Lunedì prossimo prenderà il via una nuova serie di negoziati presieduta dall’ex inviato speciale degli Usa in Irlanda del Nord, Richard Haass. All’ordine del giorno, diverse questioni insolute risalenti al passato e altri argomenti controversi di oggi, come lo svolgimento delle parate e l’uso delle bandiere e dei simboli politici (nella foto l’esercito britannico accanto a uomini del gruppo paramilitare protestante Uda negli anni ’70).

L’accordo di Stormont e la sua attuazione vengono presentate dal governo di Londra come un modello di successo. Per molte famiglie delle vittime della violenza, tuttavia, si tratta più che altro di un fallimento.

Durante i “troubles” (qui un libro per saperne di più) furono uccise più di 3600 persone e oltre 40.000 vennero ferite. Nella maggior parte dei casi, come ha ricordato Amnesty International in un rapporto pubblicato ieri – basato su incontri e 47 lunghe interviste con parenti di persone uccise provenienti da comunità diverse e con persone gravemente ferite nel corso del conflitto - nessuno è mai stato chiamato a risponderne.

Nonostante alcune indagini isolate e l’assunzione di responsabilità del governo di Londra per la “domenica di sangue”, le autorità britanniche e i partiti nord-irlandesi non hanno mai dimostrato di avere la volontà politica di cercare fino in fondo la verità e arrivare alla giustizia.

Troppi, insopportabilmente troppi, sono stati i fallimenti delle inchieste effettuate dalla Squadra di indagini storiche della polizia dell’Irlanda del Nord, dall’ufficio del Difensore civico per le attività della polizia e da vari coroner, ognuna della quali aveva un mandato limitato e ha spesso lasciato le famiglie delle vittime con più domande che risposte.

Come James Miller, il cui nonno David Miller fu ucciso insieme ad altre otto persone a Claudy nel 1972, in un attentato attribuito all’Ira:

“Si dice che stiano aspettando che moriamo. Ma la prossima generazione continuerà a fare domande su quanto è successo. Prendete me, quello che è stato ucciso era mio nonno, ma io continuo ancora a chiedere la verità”.

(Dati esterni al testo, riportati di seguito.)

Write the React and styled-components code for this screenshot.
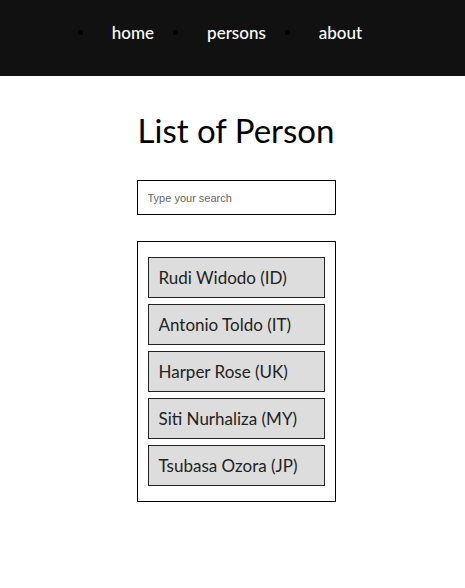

Queste invece sono le parole di Peter Heathwood. Nel settembre 1979 alcuni uomini armati, sospettati di essere lealisti, lo aggredirono nella sua abitazione. Da allora è rimasto paralizzato. Suo padre, Herbert Heathwood, ebbe un attacco di cuore e morì durante l’aggressione.

 

“La gente dice ‘dimentichiamo il passato e andiamo avanti, è successo 30 anni fa’. È una stupidaggine bella e buona. In Irlanda del Nord il passato è il presente. Se non affrontiamo il passato, i miei nipoti dovranno di nuovo soffrire per questo, e io non voglio che vada così. In quanto persone ferite, siamo le cicatrici viventi della società e abbiamo bisogno che venga riconosciuto ciò che abbiamo patito”.

Amnesty International chiede l’istituzione di un meccanismo onnicomprensivo di revisione del conflitto, che possa stabilire la verità sulle violazioni dei diritti umani in sospeso e ne determini le responsabilità, ponendo fine all’impunità e contribuendo a sanare le perduranti divisioni del tessuto sociale nord-irlandese.

Un meccanismo del genere dovrebbe esaminare i casi delle persone gravemente ferite e delle vittime di tortura e altri maltrattamenti, che troppo spesso sono state escluse dai procedimenti esistenti, ha dichiarato l’organizzazione.

Infine, il rapporto di Amnesty International raccomanda che su alcuni casi specifici come l’attentato di Omagh o l’omicidio di Patrick Finucane (l’avvocato di Belfast ucciso da un gruppo armato lealista) siano garantite inchieste pubbliche indipendenti.